KRITIK: Stets die gleichen Klagen über die Jugend, aber irgendwas ist anders, wenn über die aktuelle Generation der Berufseinsteiger geschimpft wird. Die Beschwerden sind „gereizter, anprangender als in früheren Zeiten“, so die Wirtschaftswoche (Was wollen sie denn nur?). Ob das so ist, kann ich nicht beurteilen, ist ja auch schwer messbar. Die Ursache für das Jammern könnte daran liegen, dass die jungen Leute heutzutage deutlich fordernder auftreten können als zu anderen Zeiten, und das schmerzt natürlich. Wo früher die Einstellung herrschte: „Die wollen schließlich was von uns – nämlich einen Arbeitsplatz!“, müssen Arbeitgeber sich als Bittsteller fühlen. Man stelle sich die Situation vor: Wo der Personaler bisher fragte: „Warum sollten wir Sie einstellen?“ bekommt er vermutlich häufiger zu hören: „Warum sollte ich bei Ihnen anfangen?“
5 Mythen um die sogenannte Generation Z
- Work-Life-Balance: Angeblich hätten sie gerne nur drei Tage pro Woche gearbeitet, bei vollem Gehalt. Letzteres ist gar nicht mal falsch – tatsächlich schauen sie schon sehr auf’s Geld, mehr auf jeden Fall als die Vertreter der Generationen X oder Y. Was sicher auch eine Frage von Angebot und Nachfrage ist, siehe oben. Was die Arbeitszeit betrifft, so geht es ihnen mehr um Flexibilität, nicht um Teilzeit.

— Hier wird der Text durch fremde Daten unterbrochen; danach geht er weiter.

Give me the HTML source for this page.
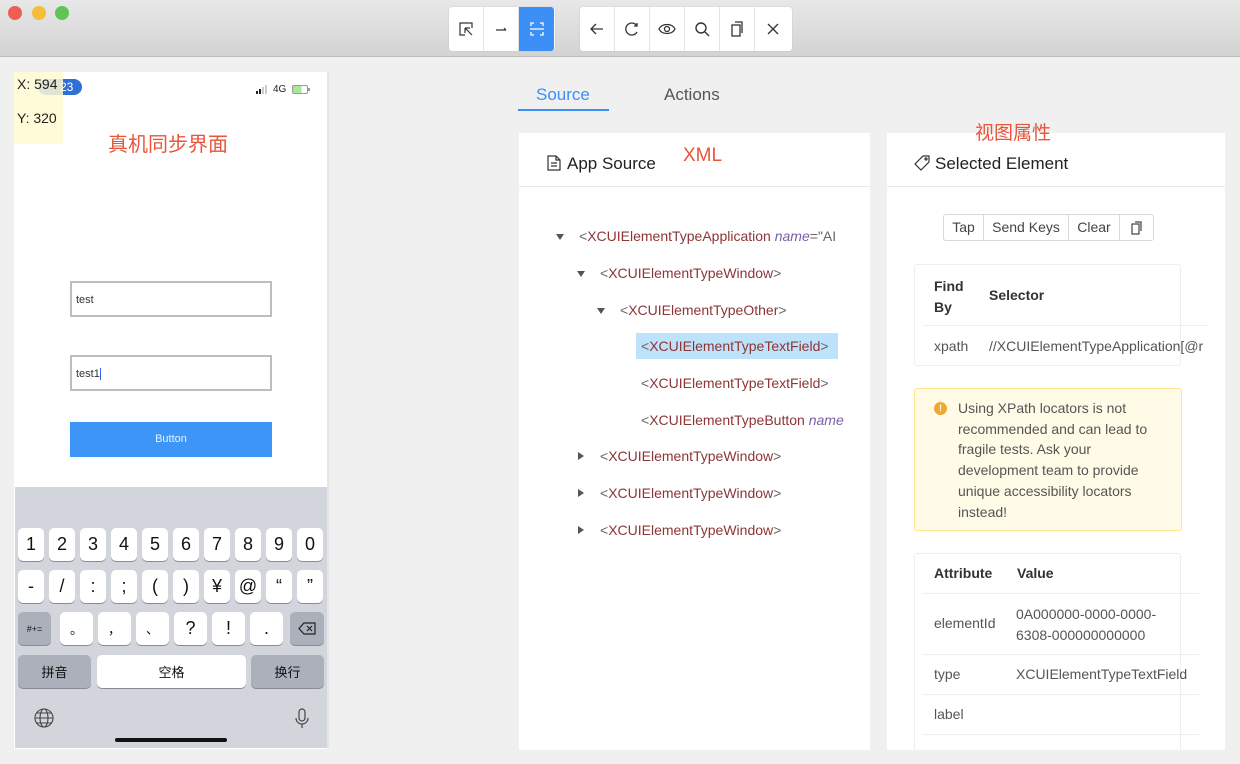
<!DOCTYPE html>
<html><head><meta charset="utf-8"><style>
*{box-sizing:border-box;margin:0;padding:0}
body{width:1240px;height:764px;overflow:hidden;background:#f0f0f0;font-family:"Liberation Sans","Noto Sans CJK SC",sans-serif;position:relative;color:#333}
.a{position:absolute}
.tb{left:0;top:0;width:1240px;height:57px;background:linear-gradient(#e8e8e8,#d3d3d3);border-bottom:1px solid #bdbdbd}
.dot{width:14px;height:14px;border-radius:50%;top:6px}
.grp{top:7px;height:44px;background:#fff;border-radius:3px;display:flex;box-shadow:0 0 1px #aaa}
.grp div{width:35px;height:44px;border-right:1px solid #e4e4e4;display:flex;align-items:center;justify-content:center}
.grp div:last-child{border-right:none}
.key{background:#fff;border-radius:5px;box-shadow:0 1px 0 #8a8c90;font-size:18px;color:#111;display:flex;align-items:center;justify-content:center;height:33px}
.gk{background:#abb0ba}
.card{background:#fff}
.tree{font-size:14px;color:#8c3535;white-space:nowrap}
.tree span.g{color:#666}
.tree i{color:#7a5ea8}
.tri{width:0;height:0;border-left:4px solid transparent;border-right:4px solid transparent;border-top:6px solid #555}
.trr{width:0;height:0;border-top:4px solid transparent;border-bottom:4px solid transparent;border-left:6px solid #555}
.td{font-size:14px;color:#555}
</style></head><body>
<div class="a tb"></div>
<div class="a dot" style="left:8px;background:#ee5e57"></div>
<div class="a dot" style="left:32px;background:#f5bd3b"></div>
<div class="a dot" style="left:55px;background:#5fc454"></div>
<div class="a grp" style="left:449px;width:106px">
<div><svg width="16" height="16" viewBox="0 0 16 16" fill="none" stroke="#333" stroke-width="1.2"><path d="M14 7V2H2v12h5"/><path d="M7 7l7 7M7 7v5M7 7h5"/></svg></div>
<div><svg width="14" height="14" viewBox="0 0 14 14" fill="none" stroke="#333" stroke-width="1.2"><path d="M2 8h10M12 8l-2-2"/></svg></div>
<div style="background:#3b8ff5;border-radius:0 3px 3px 0"><svg width="16" height="16" viewBox="0 0 16 16" fill="none" stroke="#fff" stroke-width="1.3"><path d="M2 5V2h3M11 2h3v3M14 11v3h-3M5 14H2v-3M1 8h14"/></svg></div>
</div>
<div class="a grp" style="left:580px;width:212px">
<div><svg width="16" height="16" viewBox="0 0 16 16" fill="none" stroke="#333" stroke-width="1.3"><path d="M14 8H2M7 3L2 8l5 5"/></svg></div>
<div><svg width="16" height="16" viewBox="0 0 16 16" fill="none" stroke="#333" stroke-width="1.3"><path d="M13 5A6 6 0 1 0 13 11M13 2v3h-3"/></svg></div>
<div><svg width="18" height="16" viewBox="0 0 18 16" fill="none" stroke="#333" stroke-width="1.3"><path d="M1 8c3-6 13-6 16 0c-3 6-13 6-16 0z"/><circle cx="9" cy="8" r="2.5"/></svg></div>
<div><svg width="16" height="16" viewBox="0 0 16 16" fill="none" stroke="#333" stroke-width="1.4"><circle cx="7" cy="7" r="5"/><path d="M11 11l4 4"/></svg></div>
<div><svg width="16" height="16" viewBox="0 0 16 16" fill="none" stroke="#333" stroke-width="1.3"><rect x="3" y="4" width="8" height="11"/><path d="M6 1h7v11"/></svg></div>
<div><svg width="14" height="14" viewBox="0 0 14 14" fill="none" stroke="#333" stroke-width="1.3"><path d="M2 2l10 10M12 2L2 12"/></svg></div>
</div>

<!-- phone -->
<div class="a" style="left:14px;top:72px;width:315px;height:677px;background:#fff;border-right:2px solid #e6e6e6"></div>
<div class="a" style="left:38px;top:79px;width:44px;height:16px;border-radius:8px;background:#2f6fd6;color:#fff;font-size:12px;padding-left:22px;line-height:16px">23</div>
<div class="a" style="left:14px;top:72px;width:49px;height:72px;background:rgba(255,250,210,.85)"></div>
<div class="a" style="left:17px;top:76px;font-size:14px;color:#222">X: 594</div>
<div class="a" style="left:17px;top:110px;font-size:14px;color:#222">Y: 320</div>
<svg class="a" style="left:256px;top:85px" width="14" height="9" viewBox="0 0 14 9"><rect x="0" y="6" width="2" height="3" fill="#222"/><rect x="3" y="4" width="2" height="5" fill="#222"/><rect x="6" y="2" width="2" height="7" fill="#ccc"/><rect x="9" y="0" width="2" height="9" fill="#ccc"/></svg>
<div class="a" style="left:273px;top:84px;font-size:10px;color:#222">4G</div>
<div class="a" style="left:292px;top:85px;width:16px;height:9px;border:1px solid #999;border-radius:2px;background:linear-gradient(90deg,#aee39b 60%,#fff 60%)"></div>
<div class="a" style="left:308px;top:88px;width:2px;height:3px;background:#999"></div>
<div class="a" style="left:108px;top:128px;font-size:20px;color:#e8553a">真机同步界面</div>
<div class="a" style="left:70px;top:281px;width:202px;height:36px;border:2px solid #bdbdbd;font-size:11px;padding:11px 4px">test</div>
<div class="a" style="left:70px;top:355px;width:202px;height:36px;border:2px solid #bdbdbd;font-size:11px;padding:11px 4px">test1<span style="border-left:1px solid #3366ff"></span></div>
<div class="a" style="left:70px;top:422px;width:202px;height:35px;background:#3d96f7;color:#e8f2ff;font-size:11px;text-align:center;line-height:35px">Button</div>
<div class="a" style="left:15px;top:487px;width:312px;height:261px;background:#d2d5db"></div>
<div id="kb"></div>
<div class="a" style="left:115px;top:738px;width:112px;height:4px;border-radius:2px;background:#111"></div>
<svg class="a" style="left:34px;top:708px" width="20" height="20" viewBox="0 0 20 20" fill="none" stroke="#444" stroke-width="1.1"><circle cx="10" cy="10" r="9"/><ellipse cx="10" cy="10" rx="4" ry="9"/><path d="M1 10h18M3 5h14M3 15h14"/></svg>
<svg class="a" style="left:295px;top:708px" width="14" height="22" viewBox="0 0 14 22" fill="none" stroke="#444" stroke-width="1.2"><rect x="4" y="1" width="6" height="12" rx="3"/><path d="M1 10a6 6 0 0 0 12 0M7 16v4"/></svg>

<!-- tabs -->
<div class="a" style="left:536px;top:85px;font-size:17px;color:#3b8ff5">Source</div>
<div class="a" style="left:664px;top:85px;font-size:17px;color:#555">Actions</div>
<div class="a" style="left:518px;top:109px;width:91px;height:2px;background:#3b8ff5"></div>

<!-- source card -->
<div class="a card" style="left:519px;top:133px;width:351px;height:617px"></div>
<div class="a" style="left:519px;top:186px;width:351px;height:1px;background:#e8e8e8"></div>
<svg class="a" style="left:547px;top:155px" width="14" height="16" viewBox="0 0 14 16" fill="none" stroke="#333" stroke-width="1.2"><path d="M1 1h8l4 4v10H1zM9 1v4h4M4 8h6M4 11h6"/></svg>
<div class="a" style="left:567px;top:154px;font-size:17px;color:#222">App Source</div>
<div class="a" style="left:683px;top:145px;font-size:19px;color:#e8553a">XML</div>
<div class="a tree" style="left:519px;top:226px;width:325px;height:330px;overflow:hidden">
<div class="a tri" style="left:37px;top:8px"></div><div class="a" style="left:60px;top:2px"><span class="g">&lt;</span>XCUIElementTypeApplication <i>name</i><span class="g">="AI</span></div>
<div class="a tri" style="left:58px;top:45px"></div><div class="a" style="left:81px;top:39px"><span class="g">&lt;</span>XCUIElementTypeWindow<span class="g">&gt;</span></div>
<div class="a tri" style="left:78px;top:82px"></div><div class="a" style="left:101px;top:76px"><span class="g">&lt;</span>XCUIElementTypeOther<span class="g">&gt;</span></div>
<div class="a" style="left:117px;top:107px;width:202px;height:26px;background:#bfe2fb"></div>
<div class="a" style="left:122px;top:112px"><span class="g">&lt;</span>XCUIElementTypeTextField<span class="g">&gt;</span></div>
<div class="a" style="left:122px;top:149px"><span class="g">&lt;</span>XCUIElementTypeTextField<span class="g">&gt;</span></div>
<div class="a" style="left:122px;top:186px"><span class="g">&lt;</span>XCUIElementTypeButton <i>name</i></div>
<div class="a trr" style="left:59px;top:226px"></div><div class="a" style="left:81px;top:222px"><span class="g">&lt;</span>XCUIElementTypeWindow<span class="g">&gt;</span></div>
<div class="a trr" style="left:59px;top:263px"></div><div class="a" style="left:81px;top:259px"><span class="g">&lt;</span>XCUIElementTypeWindow<span class="g">&gt;</span></div>
<div class="a trr" style="left:59px;top:300px"></div><div class="a" style="left:81px;top:296px"><span class="g">&lt;</span>XCUIElementTypeWindow<span class="g">&gt;</span></div>
</div>

<!-- element card -->
<div class="a card" style="left:887px;top:133px;width:338px;height:617px"></div>
<div class="a" style="left:887px;top:186px;width:338px;height:1px;background:#e8e8e8"></div>
<div class="a" style="left:975px;top:118px;font-size:19px;color:#e8553a">视图属性</div>
<svg class="a" style="left:914px;top:155px" width="16" height="16" viewBox="0 0 16 16" fill="none" stroke="#333" stroke-width="1.2"><path d="M9 1h6v6l-8 8-6-6z"/><circle cx="12" cy="4" r="1"/></svg>
<div class="a" style="left:935px;top:154px;font-size:17px;color:#222">Selected Element</div>
<div class="a" style="left:943px;top:214px;width:211px;height:27px;border:1px solid #d9d9d9;border-radius:3px;display:flex;font-size:14px;color:#444;line-height:25px">
<div style="width:40px;text-align:center;border-right:1px solid #d9d9d9">Tap</div>
<div style="width:85px;text-align:center;border-right:1px solid #d9d9d9">Send Keys</div>
<div style="width:51px;text-align:center;border-right:1px solid #d9d9d9">Clear</div>
<div style="flex:1;display:flex;align-items:center;justify-content:center"><svg width="12" height="14" viewBox="0 0 12 14" fill="none" stroke="#444" stroke-width="1.2"><rect x="1" y="3" width="7" height="10"/><path d="M4 1h6v9"/></svg></div>
</div>
<div class="a" style="left:914px;top:264px;width:267px;height:102px;border:1px solid #eee;border-radius:3px"></div>
<div class="a" style="left:934px;top:276px;font-size:14px;font-weight:bold;color:#333;line-height:21px">Find<br>By</div>
<div class="a" style="left:989px;top:287px;font-size:14px;font-weight:bold;color:#333">Selector</div>
<div class="a" style="left:923px;top:325px;width:285px;height:1px;background:#eee"></div>
<div class="a td" style="left:934px;top:338px">xpath</div>
<div class="a td" style="left:989px;top:338px;width:220px;overflow:hidden;white-space:nowrap">//XCUIElementTypeApplication[@r</div>
<div class="a" style="left:914px;top:388px;width:268px;height:143px;background:#fffbe6;border:1px solid #ffe58f;border-radius:3px"></div>
<div class="a" style="left:934px;top:402px;width:13px;height:13px;border-radius:50%;background:#f0a830;color:#fff;font-size:9px;text-align:center;line-height:13px;font-weight:bold">!</div>
<div class="a" style="left:958px;top:398px;width:215px;font-size:14px;line-height:20.7px;color:#555">Using XPath locators is not recommended and can lead to fragile tests. Ask your development team to provide unique accessibility locators instead!</div>
<div class="a" style="left:914px;top:553px;width:267px;height:200px;border:1px solid #eee;border-radius:3px"></div>
<div class="a" style="left:934px;top:565px;font-size:14px;font-weight:bold;color:#333">Attribute</div>
<div class="a" style="left:1017px;top:565px;font-size:14px;font-weight:bold;color:#333">Value</div>
<div class="a" style="left:923px;top:593px;width:276px;height:1px;background:#eee"></div>
<div class="a td" style="left:934px;top:615px">elementId</div>
<div class="a td" style="left:1016px;top:604px;line-height:21px">0A000000-0000-0000-<br>6308-000000000000</div>
<div class="a" style="left:923px;top:654px;width:276px;height:1px;background:#eee"></div>
<div class="a td" style="left:934px;top:666px">type</div>
<div class="a td" style="left:1016px;top:666px">XCUIElementTypeTextField</div>
<div class="a" style="left:923px;top:694px;width:276px;height:1px;background:#eee"></div>
<div class="a td" style="left:934px;top:706px">label</div>
<div class="a" style="left:923px;top:734px;width:276px;height:1px;background:#eee"></div>
<div class="a" style="left:0;top:750px;width:1240px;height:14px;background:#f0f0f0"></div>

<script>
var h='',r1='1234567890'.split(''),r2=['-','/',':',';','(',')','¥','@','“','”'];
function k(x,y,w,t,c,fs){h+='<div class="a key'+(c?' gk':'')+'" style="left:'+x+'px;top:'+y+'px;width:'+w+'px;'+(fs?'font-size:'+fs+'px':'')+'">'+t+'</div>';}
for(var i=0;i<10;i++){k(18+i*31,528,26,r1[i]);k(18+i*31,570,26,r2[i]);}
k(18,612,33,'#+=',1,9);
var r3=['。','，','、','?','!','.'],f3=[13,13,13,18,18,18];
for(i=0;i<6;i++)k(60+i*38,612,33,r3[i],0,f3[i]);
k(290,612,34,'<svg width="18" height="13" viewBox="0 0 18 13" fill="none" stroke="#222" stroke-width="1.2"><path d="M6 1h11v11H6L1 6.5z"/><path d="M9 4l5 5M14 4l-5 5"/></svg>',1);
k(18,655,73,'拼音',1,13);k(97,655,149,'空格',0,13);k(251,655,73,'换行',1,13);
document.getElementById('kb').innerHTML=h;
</script>
</body></html>
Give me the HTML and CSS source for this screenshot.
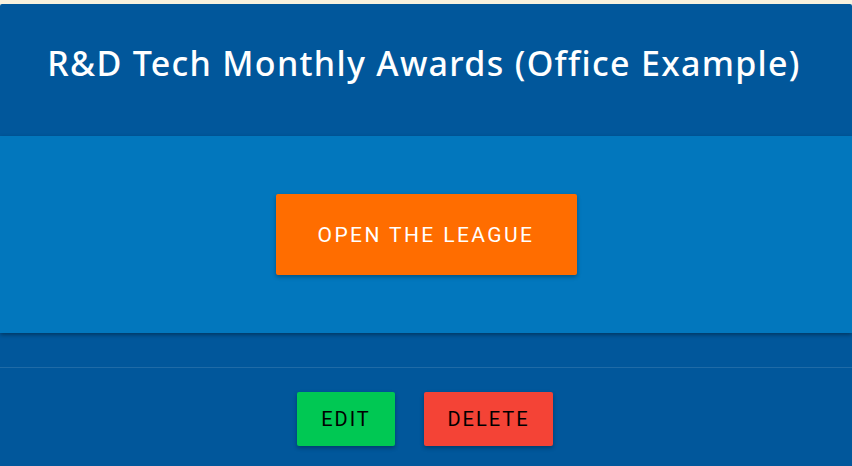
FILE: index.html
```html
<!DOCTYPE html>
<html>
<head>
<meta charset="utf-8">
<link rel="stylesheet" href="styles.css">
</head>
<body>
<div class="card">
  <header class="card-header">
    <h1 class="title">R&amp;D Tech Monthly Awards (Office Example)</h1>
  </header>
  <section class="card-body">
    <button class="btn btn-open">OPEN THE LEAGUE</button>
  </section>
  <div class="spacer"></div>
  <footer class="card-actions">
    <button class="btn btn-small btn-edit">EDIT</button>
    <button class="btn btn-small btn-delete">DELETE</button>
  </footer>
</div>
</body>
</html>
```
FILE: styles.css
```css
html, body {
  margin: 0;
  padding: 0;
  background: #f8f1de;
  height: 100%;
  overflow: hidden;
}
body {
  padding-top: 4px;
  font-family: Roboto, "Liberation Sans", sans-serif;
}
.card {
  background: #01579b;
  border-radius: 2px;
  min-height: 470px;
}
.card-header {
  height: 132px;
  display: flex;
  align-items: center;
  justify-content: center;
  padding-bottom: 14px;
  padding-right: 4px;
  box-sizing: border-box;
}
.title {
  margin: 0;
  color: #fff;
  font-family: "Noto Sans", "Open Sans", sans-serif;
  font-weight: 500;
  font-size: 34px;
  letter-spacing: 1.3px;
}
.card-body {
  background: #0277bd;
  height: 197px;
  display: flex;
  align-items: center;
  justify-content: center;
  box-shadow: 0 2px 4px rgba(0,0,0,0.35);
  position: relative;
}
.spacer {
  height: 34px;
  border-bottom: 1px solid rgba(255,255,255,0.12);
}
.card-actions {
  display: flex;
  justify-content: center;
  gap: 29px;
  padding-top: 24px;
  padding-right: 2px;
}
.btn {
  border: none;
  border-radius: 2px;
  font-family: Roboto, "Liberation Sans", sans-serif;
  cursor: pointer;
  box-shadow: 0 2px 4px rgba(0,0,0,0.3);
}
.btn-open {
  width: 301px;
  height: 81px;
  background: #ff6d00;
  color: #fff;
  font-size: 21px;
  letter-spacing: 2.4px;
}
.btn-small {
  height: 54px;
  color: #000;
  font-size: 20px;
  letter-spacing: 2px;
}
.btn-edit {
  width: 98px;
  background: #00c853;
}
.btn-delete {
  width: 129px;
  background: #f44336;
}
```
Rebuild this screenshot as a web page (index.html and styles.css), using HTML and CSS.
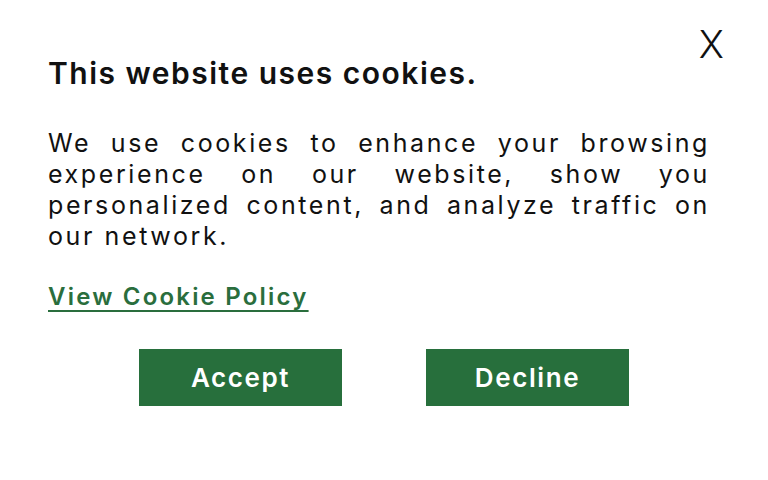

- Sinn: Das war schon zu allen Zeiten so: Menschen möchten sich nützlich machen, das wollen auch die Berufseinsteiger von heute. Laut Umfragen unterscheiden sie sich darin aber überhaupt nicht von älteren Arbeitnehmern.
- Mangelnde Motivation: Tatsächlich arbeiten Menschen heute weniger als noch vor zehn Jahren, das aber gilt für alle Altersgruppen. Und für die älteren deutlich stärker als für die jüngeren. Was übrigens auch für Studenten gilt: Deren Wochenarbeitszeit ist auch gestiegen – was mit dem nächsten Mythos zu tun haben dürfte.
- Eltern zahlen: In der Tat kann man den Eindruck haben, dass viele junge Leute über ausreichend Geld verfügen, um erst mal gemütlich durch die Welt zu reisen, Mama und Papa sei es gedankt. Die Zahlen zeigen, dass der Anteil derer, die sich ihren Unterhalt selbst verdienen, gestiegen ist. Viele sind sogar von Armut betroffen und können sich die Mieten in den Universitätsstädten kaum noch leisten. Sicherlich werden einige von ihren Eltern gut ausgestattet – wer das auf die ganze Generation überträgt, erliegt einer Wahrnehmungsverzerrung.
- Verantwortung, nein danke: Angeblich haben sie keinen Bock auf Führungspositionen. Laut Studien aber liegt der Wunsch nach Karriere hinter dem Gehalt und der flexiblen Arbeit auf Rang 3. Sie möchten durchaus Verantwortung übernehmen, fürchten allerdings den Stress in Führungspositionen. Was zum letzten Vorurteil führt.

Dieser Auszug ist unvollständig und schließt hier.